There is a significant opportunity to decarbonize the industrial sector by shifting heat production away from carbon-intensive fossil fuels to clean sources such as electrification where low- or zero-carbon electricity is used.
Renewable Natural Gas
Working with the Downstream Natural Gas Initiative at MJ Bradley & Associates, the Renewable Natural Gas (RNG) Working Group is working to develop a Draft Action Plan to accelerate deployment of RNG solutions for commercial, industrial, and institutional energy users.
The Solar Thermal Working Group seeks to address the major technical, market, economic, institutional, and policy barriers impeding the scaling the development and deployment of this technology as well as its potential to deliver cost-effective and sustainable, lower-carbon thermal energy in the short-term (by 2030) and the long-term (2050).
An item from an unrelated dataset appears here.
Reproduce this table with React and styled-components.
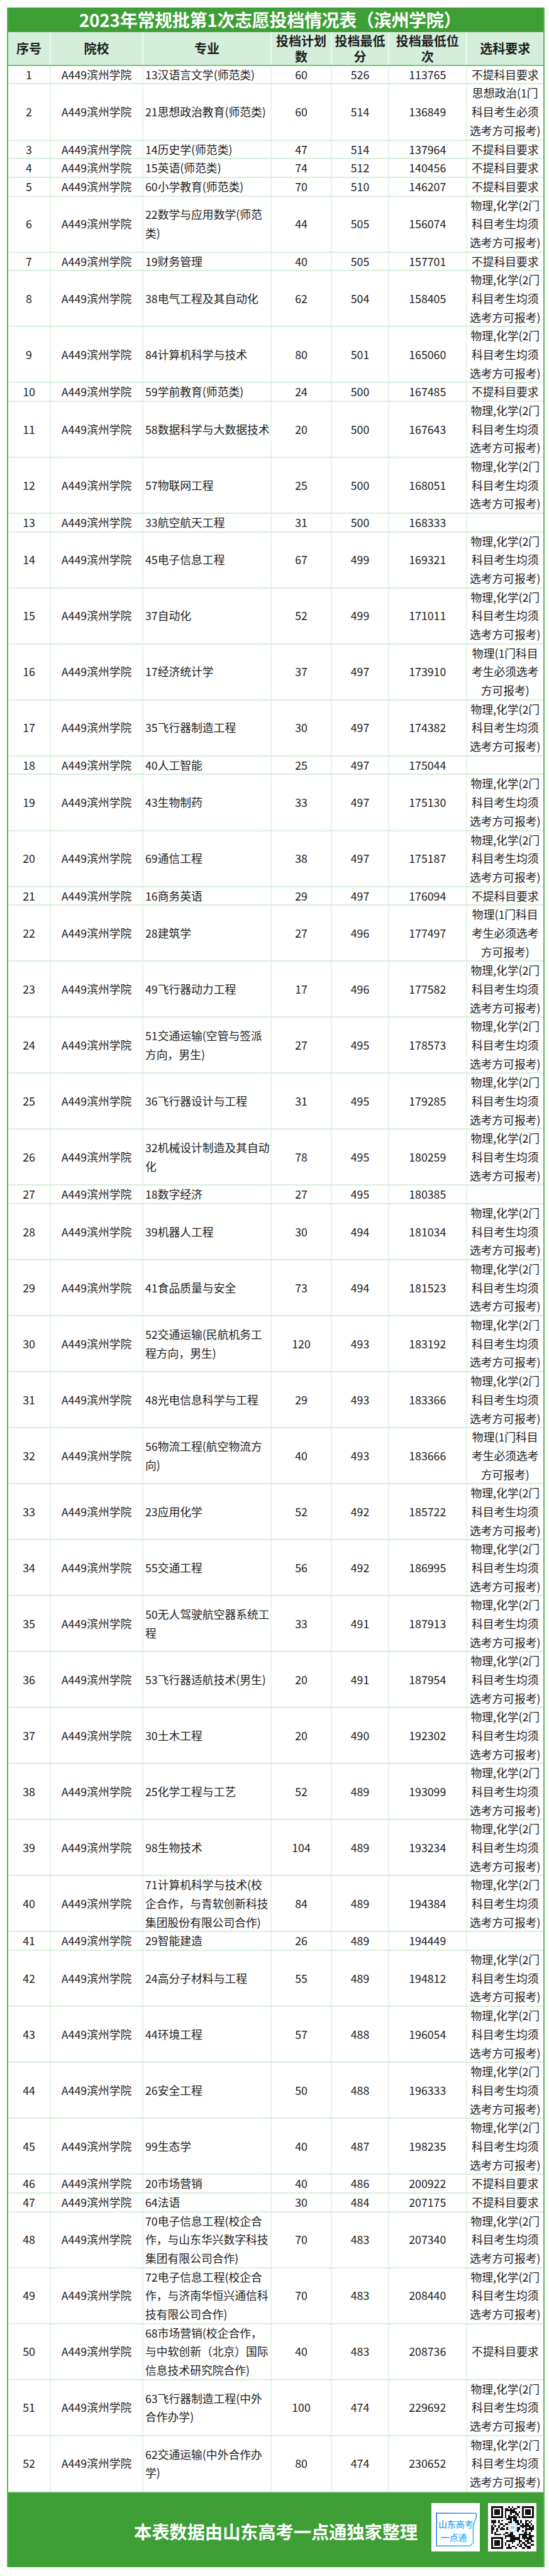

The group’s goal is to put together a Technology Assessment focused on the acceleration of solar thermal, primarily focused on how the technology can become sustainable, cost-competitive, and scalable.
GHG Accounting & Claims
The increasing interest in renewable and decarbonized thermal energy solutions has highlighted the need to consider how these strategies and solutions are treated under greenhouse gas accounting frameworks and claims guidance.
The GHG Accounting & Claims Working Group seeks to review these issues and develop a cohesive perspective that captures industrial and corporate efforts to decarbonize thermal energy use and Scope One emissions.